Peter Greste has emphasised his belief in integrity, ethics and professionalism as key to journalism’s survival in a speech read on his behalf at an awards event recognising courage and independent spirit among journalists.
Greste and his colleagues Mohammed Fahmy, Baher Mohammed have now been imprisoned in Egypt for 292 days, after being falsely accused and then found guilty of aiding the outlawed Muslim Brotherhood.
I'm still certain that if and when we're finally released, that global support, will be what ultimately saves us
In his address, read at the Frontline Club Awards ceremony by Al Jazeera’s Sue Turton, Greste paid homage to the journalists executed by the Islamic State in the Iraq and the Levant group and reflected on the dangers faced by thousands of journalists around the world.
“…journalists are no longer on the frontlines. We are the frontlines,” said Greste.
“Rarely have so many of us been imprisoned, beaten up, intimidated or murdered in the course of our duties.”
Greste said the best strategy for journalists – in light of the hostile environments they find themselves in – was to cling to the core ethical and professional standards of the industry.
“The sloppier we get; the more we degrade public support for our business, the more excuses we give to governments to limit and control what we do,” Greste wrote.
“I’ve been staggered by the incredible number of people who’ve supported our cause, not so much because they see an injustice, but because they see an attack on press freedom.”

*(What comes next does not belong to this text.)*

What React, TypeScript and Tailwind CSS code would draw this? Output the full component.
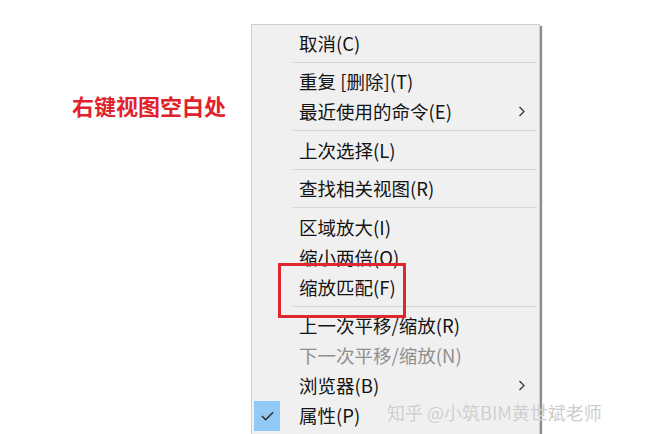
import React from "react";

type Entry =
  | { kind: "item"; label: string; sub?: boolean; disabled?: boolean; checked?: boolean }
  | { kind: "sep" };

const entries: Entry[] = [
  { kind: "item", label: "取消(C)" },
  { kind: "sep" },
  { kind: "item", label: "重复 [删除](T)" },
  { kind: "item", label: "最近使用的命令(E)", sub: true },
  { kind: "sep" },
  { kind: "item", label: "上次选择(L)" },
  { kind: "sep" },
  { kind: "item", label: "查找相关视图(R)" },
  { kind: "sep" },
  { kind: "item", label: "区域放大(I)" },
  { kind: "item", label: "缩小两倍(O)" },
  { kind: "item", label: "缩放匹配(F)" },
  { kind: "sep" },
  { kind: "item", label: "上一次平移/缩放(R)" },
  { kind: "item", label: "下一次平移/缩放(N)", disabled: true },
  { kind: "item", label: "浏览器(B)", sub: true },
  { kind: "item", label: "属性(P)", checked: true },
];

function Chevron() {
  return (
    <svg viewBox="0 0 7 11" className="w-[7px] h-[11px]" aria-hidden="true">
      <path d="M1.5 1L6 5.5L1.5 10" fill="none" stroke="#3a3a3a" strokeWidth="1.3" />
    </svg>
  );
}

function Check() {
  return (
    <svg viewBox="0 0 14 10" className="w-[13px] h-[10px]" aria-hidden="true">
      <path d="M1 5L5 9L13 1" fill="none" stroke="#2b2b2b" strokeWidth="1.6" />
    </svg>
  );
}

export default function App() {
  return (
    <div
      className="relative w-[655px] h-[434px] overflow-hidden bg-white"
      style={{ fontFamily: '"Noto Sans CJK SC", "Noto Sans", sans-serif' }}
    >
      <div className="flex items-start pt-[24px]">
        {/* Label */}
        <div className="pl-[72px] pt-[70px] w-[251px] shrink-0">
          <span className="text-[22px] leading-[22px] font-bold text-[#e0222c] whitespace-nowrap">
            右键视图空白处
          </span>
        </div>

        {/* Context menu */}
        <div className="relative w-[289px] shrink-0 bg-[#f0f0f0] border border-[#cfcfcf] shadow-[2px_2px_1px_rgba(0,0,0,0.45)] pt-[3px] pb-[3px]">
          {entries.map((e, i) =>
            e.kind === "sep" ? (
              <div key={i} className="h-[8.5px] flex items-center pl-[41px] pr-[2px]">
                <div className="h-px w-full bg-[#d6d6d6]" />
              </div>
            ) : (
              <div key={i} className="h-[30px] flex items-center">
                <div className="w-[47px] h-full shrink-0 pl-[2px]">
                  {e.checked && (
                    <div className="w-[26px] h-full bg-[#91c9f7] flex items-center justify-center">
                      <Check />
                    </div>
                  )}
                </div>
                <span
                  className={
                    "flex-1 text-[18.5px] leading-none whitespace-nowrap " +
                    (e.disabled ? "text-[#8f8f8f]" : "text-[#141414]")
                  }
                >
                  {e.label}
                </span>
                {e.sub && (
                  <div className="pr-[14px] flex items-center">
                    <Chevron />
                  </div>
                )}
              </div>
            )
          )}

          {/* Highlight frame */}
          <div className="absolute left-[26px] top-[238px] w-[128px] h-[55px] border-[3px] border-[#e0262f]" />
        </div>
      </div>

      {/* Watermark */}
      <div
        className="absolute left-[387px] top-[400px] text-[18px] leading-[24px] text-[#cdcdcd] whitespace-nowrap"
        style={{ textShadow: "0 0 1px rgba(255,255,255,0.9)" }}
      >
        知乎 @小筑BIM黄世斌老师
      </div>
    </div>
  );
}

The Australian award-winning reporter said that while he and his colleagues remained in prison, “I am still certain that if and when we are finally released, that global support, will be what ultimately saves us”.
Greste’s speech was put together by his family after speaking with him over a number of fortnightly prison visits.
Greste and Fahmy were sentenced to seven years in prison. Baher Mohamed received an additional three years for having a spent bullet in his possession, which he had picked up at a protest.
Eleven defendants tried in absentia, including one Dutch and two British journalists, were given 10-year sentences.
Al Jazeera continues to demand the immediate release of its journalists.